On Thu, Mar 10, 2016 at 7:23 PM, Michael Orlitzky <mich...@orlitzky.com> wrote:
> Conda more or less passes all four, and there are only two other systems
> (Nix and Gentoo prefix) that do. Its main issue is that all of the build
> scripts are incredibly naive. For example, the source-based install
> routing for PostgreSQL is,
>
> https://github.com/conda/conda-recipes/blob/master/postgresql-9.3/build.sh

I would note that the build scripts on the conda-recipes repository
are "community supplied" and, it is pointed out, "not necessarily the
same scripts used to build the packages in Anaconda".  That is, it's
possible--likely even--that for some packages Continuum has their own
build recipes.  That said, I also know that they often start with, or
just use outright recipes from conda-recipes for adding new packages.

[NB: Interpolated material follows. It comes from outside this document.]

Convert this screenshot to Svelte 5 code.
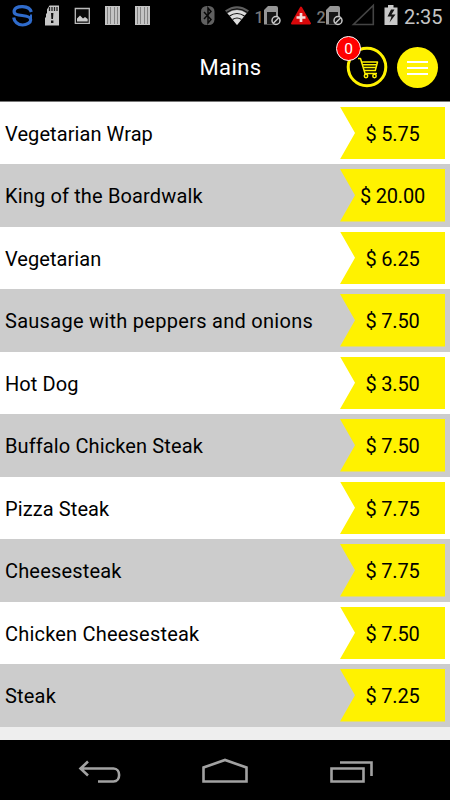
<script>
  // name, price, letter spacing in px
  const items = [
    ['Vegetarian Wrap', '5.75', 0.08],
    ['King of the Boardwalk', '20.00', 0.15],
    ['Vegetarian', '6.25', 0.05],
    ['Sausage with peppers and onions', '7.50', 0.28],
    ['Hot Dog', '3.50', 0.1],
    ['Buffalo Chicken Steak', '7.50', 0.12],
    ['Pizza Steak', '7.75', 0.1],
    ['Cheesesteak', '7.75', 0.17],
    ['Chicken Cheesesteak', '7.50', 0.2],
    ['Steak', '7.25', 0.2],
  ];
</script>

{#snippet stripes()}
  <svg width="30" height="32" viewBox="0 0 30 32">
    <path d="M8 6h15v19H8z" fill="#c4c4c4" />
    <path d="M10.500 7v17M13.500 7v17M17.500 7v17M20.500 7v17" stroke="#858585" stroke-width="1" />
  </svg>
{/snippet}

{#snippet sim(label)}
  <svg width="31" height="32" viewBox="0 0 31 32">
    <text x="0.500" y="22.500" font-size="16" font-weight="500" fill="#777" font-family="Roboto, sans-serif">{label}</text>
    <path d="M10 24.500V10l4-4h8q2 0 2 2v16.500z" fill="#969696" />
    <path d="M13 12h9v12h-9z" fill="#161616" />
    <circle cx="22" cy="20.500" r="4" fill="#111" stroke="#c8c8c8" stroke-width="1.500" />
    <path d="m19.300 23.200 5.400-5.400" stroke="#c8c8c8" stroke-width="1.500" />
  </svg>
{/snippet}

<div class="screen">
  <div class="status">
    <div class="group">
      <svg width="30" height="32" viewBox="0 0 30 32" fill="none" stroke="#2f6bcb">
        <path d="M24.300 12C22.500 5 9 5 7.200 10.500c-.8 4 3.500 4.700 8 5 5 .4 8.500 1.500 8.500 4.500 0 2.500-4 5-8 5-5 0-8.500-3.500-9-7.500" stroke-width="3.200" />
        <path d="M24 14.500v5" stroke-width="2" />
      </svg>
      <svg width="30" height="32" viewBox="0 0 30 32">
        <path d="M8 25.500V18l1-1v-3l1-1V9.500l2.500-4H22v20z" fill="#c6c6c6" />
        <path d="M12.500 7v4M15 7v4M17.500 7v4M20 7v4" stroke="#222" stroke-width="1.300" />
        <path d="M14 13h2.400l-.4 6h-1.600zM14 20.500h2.400V23H14z" fill="#111" />
      </svg>
      <svg width="30" height="32" viewBox="0 0 30 32">
        <path d="M8.300 8.500h14v14.800h-14z" fill="#080808" stroke="#bbb" stroke-width="1.300" />
        <path d="M10 21.500v-3l3-3 3 3 2-1.500 2.700 2v2.500z" fill="#ccc" />
      </svg>
      {@render stripes()}
      {@render stripes()}
    </div>
    <div class="group">
      <svg width="24" height="32" viewBox="0 0 24 32">
        <rect x="1" y="6" width="13.500" height="19" rx="5.500" fill="#606060" />
        <path d="m4 12 7 7.500L8 23V8l3 3.500L4 19" fill="none" stroke="#080808" stroke-width="1.500" />
      </svg>
      <svg width="30" height="32" viewBox="0 0 30 32">
        <path d="M1 10.500Q13 2 25 10.500L13 25z" fill="#5f5f5f" />
        <path d="M3.500 13.300q9.500-6.500 19 0L13 25z" fill="#ddd" />
        <path d="M2.500 12.400q10.500-7 21 0M5.500 16q7.500-5 15 0M8.500 19.500q4.500-3 9 0" fill="none" stroke="#111" stroke-width="1.200" />
      </svg>
      {@render sim('1')}
      <svg width="31" height="32" viewBox="0 0 31 32">
        <path d="m16 7.500 9 16H7z" fill="#d9080b" stroke="#d9080b" stroke-width="2" stroke-linejoin="round" />
        <path d="M16 13v9M11.500 17.500h9" stroke="#f3dada" stroke-width="2.700" />
      </svg>
      {@render sim('2')}
      <svg width="35" height="32" viewBox="0 0 35 32">
        <path d="M6.500 24.500h19.800v-19z" fill="none" stroke="#444" stroke-width="1.600" />
      </svg>
      <svg width="22" height="32" viewBox="0 0 22 32">
        <path d="M2.500 7.500h3.500V5h5.500v2.500h4V25h-13z" fill="#c9c9c9" />
        <path d="m9 9.500-3.500 7h4l-2 6 6-8h-4l3-5z" fill="#151515" />
      </svg>
      <span class="time">2:35</span>
    </div>
  </div>

  <header>
    <h1>Mains</h1>
    <div class="cart">
      <svg width="42" height="42" viewBox="0 0 42 42" fill="none" stroke="#fff200">
        <circle cx="21" cy="21" r="18.800" stroke-width="3" />
        <g stroke-width="1.500" stroke-linejoin="round">
          <path d="M12 12.500h2.500l4.500 15h12M16 16h15.500l-2.200 8.500H18.300" />
          <path d="M17 18.800h13.500M17.800 21.600h12" />
          <circle cx="20" cy="30" r="1.700" /><circle cx="28.500" cy="30" r="1.700" />
        </g>
      </svg>
      <span class="badge">0</span>
    </div>
    <div class="menu"><i></i><i></i><i></i></div>
  </header>

  <main>
    {#each items as [name, price, spacing]}
      <div class="row">
        <span class="name" style:letter-spacing="{spacing}px">{name}</span>
        <span class="price">$ {price}</span>
      </div>
    {/each}
  </main>

  <nav>
    <svg width="50" height="40" viewBox="75 750 50 40">
      <path d="M80.500 768.500h33c7.500 0 7.500 13 0 13H98M88 761.500l-7.500 7 7.500 7" />
    </svg>
    <svg width="50" height="40" viewBox="200 750 50 40">
      <path d="M203.500 781.500v-14l21.500-7.500 21.500 7.500v14z" />
    </svg>
    <svg width="50" height="40" viewBox="325 750 50 40">
      <path d="M331.500 768.500h32v13h-32zM340 762.500h31.500V776" />
    </svg>
  </nav>
</div>

<style>
  :global(body) { margin: 0; background: #000; }
  .screen {
    width: 450px;
    height: 800px;
    display: flex;
    flex-direction: column;
    overflow: hidden;
    background: #000;
    font-family: Roboto, "Liberation Sans", sans-serif;
  }
  svg { display: block; flex: none; }
  .status {
    height: 34px;
    display: flex;
    justify-content: space-between;
    padding: 0 7px;
  }
  .group { display: flex; height: 32px; }
  .time {
    width: 39px;
    color: #c4c4c4;
    font-size: 20px;
    line-height: 34px;
    white-space: nowrap;
  }
  header {
    height: 67px;
    box-sizing: border-box;
    display: flex;
    align-items: center;
    padding-right: 12px;
  }
  h1 {
    margin: 0 0 0 121px;
    flex: 1;
    text-align: center;
    font-size: 22px;
    font-weight: 400;
    letter-spacing: 0.400px;
    color: #fff;
    padding-right: 6px;
  }
  .cart { position: relative; margin-right: 9px; margin-top: -1px; }
  .badge {
    position: absolute;
    left: -10px;
    top: -10px;
    width: 23px;
    height: 23px;
    border: 1.500px solid #fff;
    border-radius: 50%;
    background: #f00;
    color: #fff;
    font-size: 15.500px;
    line-height: 25px;
    text-align: center;
  }
  .menu {
    width: 41px;
    height: 41px;
    margin-top: -1px;
    border-radius: 50%;
    background: #fff200;
    display: flex;
    flex-direction: column;
    align-items: center;
    justify-content: center;
    gap: 4px;
    padding-top: 1px;
    box-sizing: border-box;
  }
  .menu i { width: 21px; height: 2px; background: #fff; }
  main {
    height: 639px;
    box-sizing: border-box;
    border-top: 1px solid #777;
    background: #eee;
  }
  .row {
    height: 62.500px;
    display: flex;
    align-items: center;
    justify-content: space-between;
    padding: 0 5px;
    background: #fff;
    box-sizing: border-box;
    color: #000;
    font-size: 20px;
    white-space: pre;
  }
  .row:first-child { height: 62px; }
  .row:nth-child(even) { background: #ccc; }
  .name { padding-top: 2px; }
  .price {
    width: 105px;
    height: 52.500px;
    line-height: 54px;
    letter-spacing: -0.200px;
    text-align: center;
    background: #fff200;
    clip-path: polygon(0 0, 100% 0, 100% 100%, 0 100%, 15px 50%);
  }
  nav {
    height: 60px;
    display: flex;
    gap: 75px;
    padding: 10px 75px;
    box-sizing: border-box;
  }
  nav path { fill: none; stroke: #a2a2a2; stroke-width: 2.600; }
</style>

> It also has few packages compared to Nix or Gentoo. Building packages
> from source is complicated, and there are a ton of corner cases and
> weird features that you need to support. It also quickly becomes
> necessary to have some way of sharing code.

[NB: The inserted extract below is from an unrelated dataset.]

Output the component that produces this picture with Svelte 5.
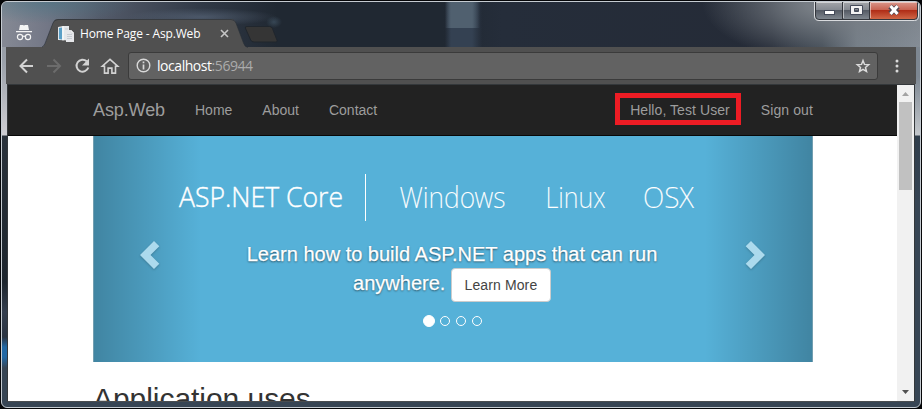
<script>
  const links = ['Home', 'About', 'Contact'];
  const banner = [
    { text: 'Windows', x: 306.5, width: 106 },
    { text: 'Linux', x: 452.5, width: 60 },
    { text: 'OSX', x: 550, width: 51 }
  ];
  const slides = [0, 1, 2, 3];
  let active = $state(0);
</script>

<div class="desktop">
  <div class="window">
    <header class="titlebar">
      <svg class="incognito" width="18" height="18" viewBox="0 0 18 18">
        <path d="M5 1h3l1 .6L10 1h3l1 5H4z" fill="#f4f4f4" />
        <path d="M1 7h16v1.3H1z" fill="#f4f4f4" />
        <g fill="none" stroke="#f4f4f4" stroke-width="1.2">
          <circle cx="5" cy="13" r="2.6" /><circle cx="13" cy="13" r="2.6" /><path d="M7.6 12.6q1.4-.8 2.8 0" />
        </g>
      </svg>
      <div class="tab">
        <svg class="tab-shape" width="206" height="29" viewBox="0 0 206 29">
          <path d="M0 28.5q2-.8 3-3.5L11 4q1.3-4 5-4h173q3.500 0 5 4l7.500 20q1.300 4 4.500 4.500V29H0z" fill="#505050" />
          <path d="M0 28q2-.8 3-3.500L11 4Q12.300.5 16 .5h173q3.500 0 5 3.500l7.500 20q1.300 4 4.500 4.500" fill="none" stroke="#292f37" stroke-opacity=".65" />
        </svg>
        <svg class="favicon" width="16" height="16" viewBox="0 0 16 16">
          <path d="M0 1l5-1h6v14.500L0 14z" fill="#e4e8eb" />
          <path d="M1 2l3-.5v12L1 13z" fill="#5a9fc6" />
          <path d="M4.500 0h1v14.500h-1z" fill="#fff" />
          <path d="M8 4h5l3 3v9H8z" fill="#e6e7ea" />
          <path d="M9 8.500h5M9 10.500h5M9 12.500h5M7 3h3" stroke="#c6ccd2" />
          <path d="M13 4v3h3" fill="#fff" stroke="#c9cdd1" stroke-width=".6" />
        </svg>
        <span class="title">Home Page - Asp.Web</span>
        <svg class="close" width="9" height="9" viewBox="0 0 9 9"><path d="M1 1l7 7M8 1L1 8" stroke="#c6c6c6" stroke-width="1.6" /></svg>
      </div>
      <svg class="newtab" width="34" height="17" viewBox="0 0 34 17">
        <path d="M3 .5h22.500q2 0 2.800 1.700l4.700 12q.5 1.800-1 1.800H10q-2.500 0-3.300-2L1.300 2Q1 .5 3 .5z" fill="#353535" stroke="#20262d" />
      </svg>
      <svg class="controls" width="106" height="20" viewBox="0 0 106 20">
        <defs>
          <linearGradient id="glass" x2="0" y2="1"><stop offset="0" stop-color="#a3a5a9" /><stop offset=".43" stop-color="#868b92" /><stop offset=".48" stop-color="#555b65" /><stop offset="1" stop-color="#828991" /></linearGradient>
          <linearGradient id="red" x2="0" y2="1"><stop offset="0" stop-color="#d9968a" /><stop offset=".43" stop-color="#c96554" /><stop offset=".48" stop-color="#b02d17" /><stop offset="1" stop-color="#d26a49" /></linearGradient>
        </defs>
        <path d="M1.500 0v14q0 3.500 3.500 3.500H29V0z" fill="url(#glass)" />
        <path d="M29 0h27v17.500H29z" fill="url(#glass)" />
        <path d="M56 0h47.500v14q0 3.500-3.500 3.500H56z" fill="url(#red)" />
        <path d="M1.500 0v14q0 3.500 3.500 3.500H100q3.500 0 3.500-3.500V0M28.500 0v17M55.500 0v17" fill="none" stroke="#33363c" />
        <path d="M.5 0v14q0 4.500 4.500 4.500h95.500q4 0 4-4.500V0" fill="none" stroke="#d9dbde" />
        <path d="M2.500.5H28M29.500.5H55M56.500.5H103M29.500 1v15M56.500 1v15" fill="none" stroke="#fff" stroke-opacity=".5" />
        <rect x="10.500" y="8.500" width="10" height="4" fill="#fff" stroke="#454b5a" />
        <path d="M36.500 3.500h12v9h-12zM40.500 6.500v3h4v-3z" fill="#f2f2f2" fill-rule="evenodd" stroke="#454b5a" />
        <path d="M76 4.500l8 7M84 4.500l-8 7" stroke="#4d4650" stroke-width="5" />
        <path d="M76.500 4l7 8M83.500 4l-7 8" stroke="#fff" stroke-width="3" />
      </svg>
    </header>

    <div class="toolbar">
      <svg class="nav-icons" width="104" height="20" viewBox="0 0 104 20" fill="none" stroke="#d2d2d2" stroke-width="2">
        <path d="M15 10H3M9 3.500L2.500 10 9 16.500" />
        <path d="M29 10h12M35.500 3.500L42 10l-6.500 6.500" stroke="#6c6c6c" />
        <path d="M68.700 5.300A6 6 0 1 0 70.300 11.500" />
        <path d="M71 2.500v7h-7z" fill="#d2d2d2" stroke="none" />
        <path d="M86.500 10.200v6.900h3.600v-5h3.800v5h3.600v-6.900h2.200L92 3.300l-7.700 6.900z" stroke-width="1.600" />
      </svg>
      <div class="omnibox">
        <svg width="15" height="15" viewBox="0 0 15 15"><circle cx="7.500" cy="7.500" r="6.300" fill="none" stroke="#d8d8d8" stroke-width="1.400" /><path d="M7.500 3.500v1.700M7.500 6.500v5" stroke="#d8d8d8" stroke-width="1.700" /></svg>
        <span class="url"><b>localhost</b>:56944</span>
        <svg class="star" width="16" height="16" viewBox="0 0 16 16"><path d="M8 2.500l1.500 3.900 4.200.3-3.200 2.700 1 4.100L8 11.300l-3.500 2.200 1-4.100-3.200-2.700 4.200-.3z" fill="none" stroke="#dcdcdc" stroke-width="1.500" /></svg>
      </div>
      <svg class="more" width="4" height="14" viewBox="0 0 4 14" fill="#dadada"><circle cx="2" cy="2" r="1.500" /><circle cx="2" cy="7" r="1.500" /><circle cx="2" cy="12" r="1.500" /></svg>
    </div>

    <div class="viewport">
      <main class="page">
        <nav class="navbar">
          <span class="brand">Asp.Web</span>
          {#each links as link}<span class="link">{link}</span>{/each}
          <span class="link user">Hello, Test User<i class="mark"></i></span>
          <span class="link out">Sign out</span>
        </nav>
        <section class="carousel">
          <div class="edge left">
            <svg width="20" height="30" viewBox="0 0 20 30"><path d="M14 1l5.300 5.300-8.800 8.700 8.800 8.700L14 29 0 15z" fill="#acdaed" /></svg>
          </div>
          <div class="slide">
            <svg class="banner" width="720" height="94" viewBox="0 0 720 94" fill="#fff">
              <text class="core" x="86" y="71" textLength="164" lengthAdjust="spacingAndGlyphs">ASP.NET Core</text>
              <path d="M272 38h1v47h-1z" />
              {#each banner as b}
                <text class="os" x={b.x} y="72" textLength={b.width} lengthAdjust="spacingAndGlyphs">{b.text}</text>
              {/each}
            </svg>
            <p class="caption">Learn how to build ASP.NET apps that can run<br />anywhere. <button>Learn More</button></p>
            <div class="dots">
              {#each slides as s}<span class:active={s === active}></span>{/each}
            </div>
          </div>
          <div class="edge right">
            <svg width="20" height="30" viewBox="0 0 20 30"><path d="M6 1L.7 6.300 9.500 15 .7 23.700 6 29l14-14z" fill="#acdaed" /></svg>
          </div>
        </section>
        <h2>Application uses</h2>
      </main>
      <aside class="scrollbar">
        <svg width="7" height="4" viewBox="0 0 7 4"><path d="M0 4L3.500 0 7 4z" fill="#a3a3a3" /></svg>
        <div class="thumb"></div>
        <svg class="down" width="7" height="4" viewBox="0 0 7 4"><path d="M0 0h7L3.500 4z" fill="#505050" /></svg>
      </aside>
    </div>
  </div>
</div>

<style>
  :global(body) { margin: 0; background: #000; }
  .desktop { box-sizing: border-box; width: 922px; height: 409px; padding: 1px; background: #050608; overflow: hidden; font-family: "Liberation Sans", Arial, sans-serif; }
  .window {
    box-sizing: border-box; width: 920px; height: 407px; border: 1px solid #c5cbd1; border-radius: 6px; overflow: hidden;
    background:
      linear-gradient(#8c929b 0, #9ba1aa 60px, #cfced2 133px, #2a323b 134px, #1d252d 280px, #343e4e 310px, #2a3341 335px, #2268a4 345px, #2268a4 355px, #374554 366px) 0 0 / 7px 100% no-repeat,
      linear-gradient(#7d8791 0, #7d8792 75px, #c4c8cc 133px, #303e4c 134px, #374554 200px) 100% 0 / 7px 100% no-repeat,
      #374554;
  }
  .titlebar {
    display: flex; height: 45px;
    background:
      radial-gradient(ellipse 90px 22px at 45px 0, rgba(72,116,132,.6), transparent),
      radial-gradient(ellipse 75px 9px at 200px 15px, rgba(94,108,128,.6), transparent),
      radial-gradient(ellipse 8px 6px at 272px 20px, rgba(65,84,100,.7), transparent),
      linear-gradient(90deg, transparent 443px, #50606f 449px, #50606f 470px, transparent 478px) 0 0 / 100% 26px no-repeat,
      linear-gradient(90deg, transparent 443px, #344152 449px, #344152 470px, transparent 480px),
      radial-gradient(ellipse 130px 60px at 830px 0, #777d84 20%, transparent),
      linear-gradient(90deg, #858994 0, #737786 45px, #535a69 100px, #303946 200px, #202832 275px, #202832 440px, #252d3a 500px, #252b37 770px, #3a444f 820px, #76808a 855px, #858d96 100%);
  }
  .titlebar > svg, .tab svg { flex: none; }
  .incognito { margin: 22px 0 0 13px; }
  .tab { position: relative; display: flex; align-items: center; width: 206px; height: 29px; margin: 17px 0 0 9px; flex: none; box-sizing: border-box; padding-left: 16px; }
  .tab-shape { position: absolute; left: 0; top: 0; }
  .favicon, .title, .close { position: relative; }
  .title { margin-left: 6px; width: 121px; color: #fff; font: 12px/16px "Open Sans", "Noto Sans", sans-serif; letter-spacing: -.15px; white-space: nowrap; }
  .close { margin-left: 19px; }
  .newtab { margin: 24px 0 0 -4px; }
  .controls { margin: 0 0 0 auto; }
  .toolbar { box-sizing: border-box; display: flex; align-items: center; height: 37px; margin: 0 4px; background: #505050; padding: 0 17px 0 12px; }
  .omnibox { box-sizing: border-box; display: flex; align-items: center; width: 750px; height: 28px; margin-left: 6px; padding: 0 6px 0 7px; border: 1px solid #3b3b3b; border-radius: 3px; background: #626262; }
  .url { margin-left: 6px; font: 14px/20px "Open Sans", "Noto Sans", sans-serif; color: #ababab; white-space: nowrap; letter-spacing: -.45px; }
  .url b { font-weight: 400; color: #fff; }
  .star { margin-left: auto; }
  .more { margin-left: auto; }
  .viewport { display: flex; box-sizing: border-box; height: 318px; margin: 0 5px; border: 1px solid #34383b; border-bottom-color: #4a4d50; background: #fff; overflow: hidden; }
  .page { width: 889px; flex: none; }
  .navbar { box-sizing: border-box; display: flex; height: 51px; padding: 0 84px 0 85px; background: #222; border-bottom: 1px solid #080808; color: #9d9d9d; font-size: 14px; line-height: 20px; white-space: nowrap; }
  .brand { box-sizing: border-box; width: 87px; padding: 15px 0; font-size: 18px; letter-spacing: -.1px; }
  .link { padding: 15px; }
  .user { position: relative; margin-left: auto; padding-right: 16px; letter-spacing: .07px; }
  .out { padding-right: 0; letter-spacing: .1px; }
  .mark { position: absolute; box-sizing: border-box; left: 0; top: 8px; width: 126px; height: 32px; border: 5px solid #ed1c24; }
  .carousel { box-sizing: border-box; display: flex; width: 720px; height: 226px; margin-left: 85px; background: #56b1d8; }
  .edge { box-sizing: border-box; width: 108px; display: flex; align-items: center; flex: none; padding-top: 12px; }
  .edge svg { filter: drop-shadow(0 1px 1px rgba(0,0,0,.2)); }
  .left { padding-left: 46px; border-left: 1px solid #729eb0; background: linear-gradient(90deg, rgba(0,0,0,.25), transparent); }
  .right { justify-content: flex-end; padding-right: 47px; border-right: 1px solid #729eb0; background: linear-gradient(270deg, rgba(0,0,0,.25), transparent); }
  .slide { display: flex; flex-direction: column; align-items: center; box-sizing: border-box; width: 504px; padding-right: 2px; }
  .banner { flex: none; margin: 0 -109px 0 -107px; }
  .core { font: 300 28px "Open Sans", sans-serif; stroke: #fff; stroke-width: .4px; }
  .os { font: 200 29px "Noto Sans", "Open Sans", sans-serif; stroke: #fff; stroke-width: .15px; }
  .caption { margin: 10px 0 0; color: #fff; text-align: center; font-size: 20px; line-height: 28px; text-shadow: 0 1px 2px rgba(0,0,0,.6); white-space: nowrap; -webkit-text-stroke: .25px #fff; }
  button { box-sizing: border-box; height: 34px; width: 100px; padding: 6px 0; border: 1px solid #ccc; border-radius: 4px; background: #fff; color: #444; font: 14px/20px "Liberation Sans", Arial, sans-serif; letter-spacing: .12px; vertical-align: middle; -webkit-text-stroke: 0; }
  .dots { display: flex; align-items: center; gap: 6px; margin-top: 13px; }
  .dots span { box-sizing: border-box; width: 10px; height: 10px; border: 1px solid #fff; border-radius: 50%; }
  .dots .active { width: 12px; height: 12px; margin-right: -1px; background: #fff; }
  h2 { margin: 20px 0 0 85px; color: #333; font-size: 30px; line-height: 33px; font-weight: 500; letter-spacing: -.05px; }
  .scrollbar { display: flex; flex-direction: column; align-items: center; width: 17px; background: #f1f1f1; box-sizing: border-box; padding: 7px 0; }
  .thumb { width: 13px; height: 88px; margin-top: 6px; background: #c1c1c1; }
  .down { margin-top: auto; }
</style>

I don't the the number of packages is a fair comparison.  It's not an
operating system--it started out for bundling scientific Python
software and nothing more.  But since much of that software had
non-Python dependencies anyways...

> So the tl;dr is, Conda looks promising because they haven't made any of
> the stupid mistakes (a) - (d) that immediately doom a package manager.
> But they're still 15 years behind. Why start over?

Start over with what? It's an apples to oranges comparison.